Pumpkin Loaf Recipe

You guys! I just realized I never posted my pumpkin loaf recipe here (I posted it on Live Journal, where I used to blog back in the old days, when dinosaurs roamed the earth). I made some tonight and, although we’re not huge proponents of feeding sugary stuff to our kid, it was a much bigger hit with him than our fancy sandwiches (rye, caramelized onions, smoked cheddar, sharp cheddar, and sliced gala apples, with a late appearance by the one thing that was missing, which turned out to be a little honey mustard, buttered and grilled).

Anyway, here’s what I had to say about pumpkin loaf and my recipe, with a few modifications from the original version.

When I lived in Oak Park, one of my favorite things in the world was the pumpkin loaf from Prairie Bread Kitchen. I think they had it once or twice a week. It was so popular it would sell out before I stopped by after taking the el home from work, so the guy would save a loaf for me. When I got home, I’d sit at my dining room table and eat way too much of it, but it was just that good.

It was years after leaving Oak Park (which we did seven years ago now!) before I had pumpkin loaf again. I found pumpkin loaf recipes from time to time, but there always was something that turned me off — nuts (nothing against nuts — I just don’t think they belong in pumpkin loaf); raisins (optional or not); oleo (ew). I know you can leave out the nuts or the raisins or use something other than “oleo,” but I strictly construe pumpkin loaf — it should not have nuts, raisins, oleo, or any type of glaze or frosting. It should be nothing but pure pumpkin goodness. I never tried a recipe that called for these extra ingredients.

One day a few years ago now, I spent way too much time on the internet searching for a good pumpkin loaf recipe, without the offending nuts, raisins, or glazes. I finally found one that looked promising.
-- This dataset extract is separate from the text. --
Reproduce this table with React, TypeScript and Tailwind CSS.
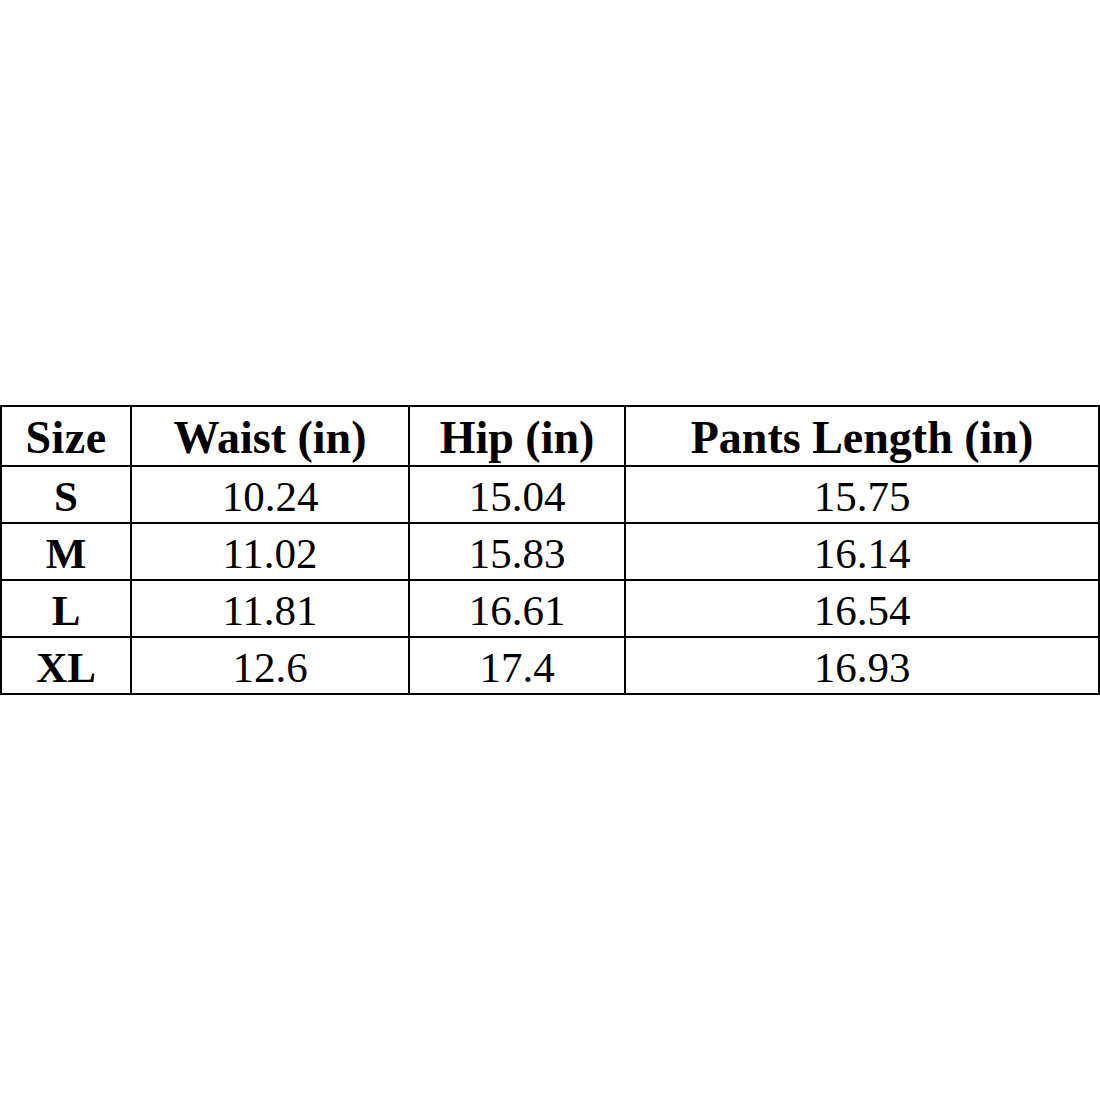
import React from 'react';

const rows = [
  { size: 'S', waist: '10.24', hip: '15.04', length: '15.75' },
  { size: 'M', waist: '11.02', hip: '15.83', length: '16.14' },
  { size: 'L', waist: '11.81', hip: '16.61', length: '16.54' },
  { size: 'XL', waist: '12.6', hip: '17.4', length: '16.93' },
];

const App: React.FC = () => {
  return (
    <div className="flex h-[1100px] w-[1100px] items-center bg-white font-['Liberation_Serif',serif] text-black">
      <table className="w-[1098px] table-fixed border-collapse border-2 border-black">
        <colgroup>
          <col className="w-[130px]" />
          <col className="w-[278px]" />
          <col className="w-[216px]" />
          <col className="w-[474px]" />
        </colgroup>
        <thead>
          <tr className="h-[60px]">
            <th className="border-2 border-black pt-1 text-center text-[46px] font-bold leading-none tracking-[0.5px]">Size</th>
            <th className="border-2 border-black pt-1 text-center text-[46px] font-bold leading-none">Waist (in)</th>
            <th className="border-2 border-black pt-1 text-center text-[46px] font-bold leading-none">Hip (in)</th>
            <th className="border-2 border-black pt-1 text-center text-[46px] font-bold leading-none">Pants Length (in)</th>
          </tr>
        </thead>
        <tbody>
          {rows.map((r) => (
            <tr key={r.size} className="h-[57px]">
              <td className="border-2 border-black pt-1 text-center text-[43px] font-bold leading-none">{r.size}</td>
              <td className="border-2 border-black pt-1 text-center text-[43px] leading-none">{r.waist}</td>
              <td className="border-2 border-black pt-1 text-center text-[43px] leading-none">{r.hip}</td>
              <td className="border-2 border-black pt-1 text-center text-[43px] leading-none">{r.length}</td>
            </tr>
          ))}
        </tbody>
      </table>
    </div>
  );
};

export default App;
I made a few modifications, and here’s my recipe.

Pumpkin Loaf

(makes two loaves)


  • 2 cups all-purpose flour
  • 1 1/2 cups whole wheat flour
  • 2 teaspoons baking soda [altitude adjustment = 1 1/2 teaspoons]
  • 1 1/2 teaspoons salt
  • 1 teaspoon ground cinnamon
  • 1/2 teaspoon ground cloves
  • 1/4 teaspoon ground ginger
  • 1/4 teaspoon ground nutmeg
  • 1 (15 ounce) canned pumpkin
  • 4 eggs [or Ener-G egg replacer if you feel like it and/or are vegan]
  • 1/2 cup vegetable oil
  • 1/2 cup applesauce [I use unsweetened]
  • 2/3 cup water
  • 3 cups sugar [altitude adjustment = 2 1/3 cups]

Preheat oven to 350. Grease and flour two loaf pans.

In a large bowl, mix together flour, baking soda, salt, cinnamon, nutmeg, cloves, and ginger. In a separate, larger bowl, mix together pumpkin, eggs, oil, applesauce, water, and sugar until well blended. (It might be wise to mash up the pumpkin a little before adding the rest of the ingredients; I say this because today, my pumpkin was kind of lumpy and difficult to mix.)

Stir the dry ingredients into the pumpkin mixture until just blended. Pour into the prepared pans.

Bake for about 55 minutes (until a knife inserted in the middle of each loaf comes out clean). Enjoy!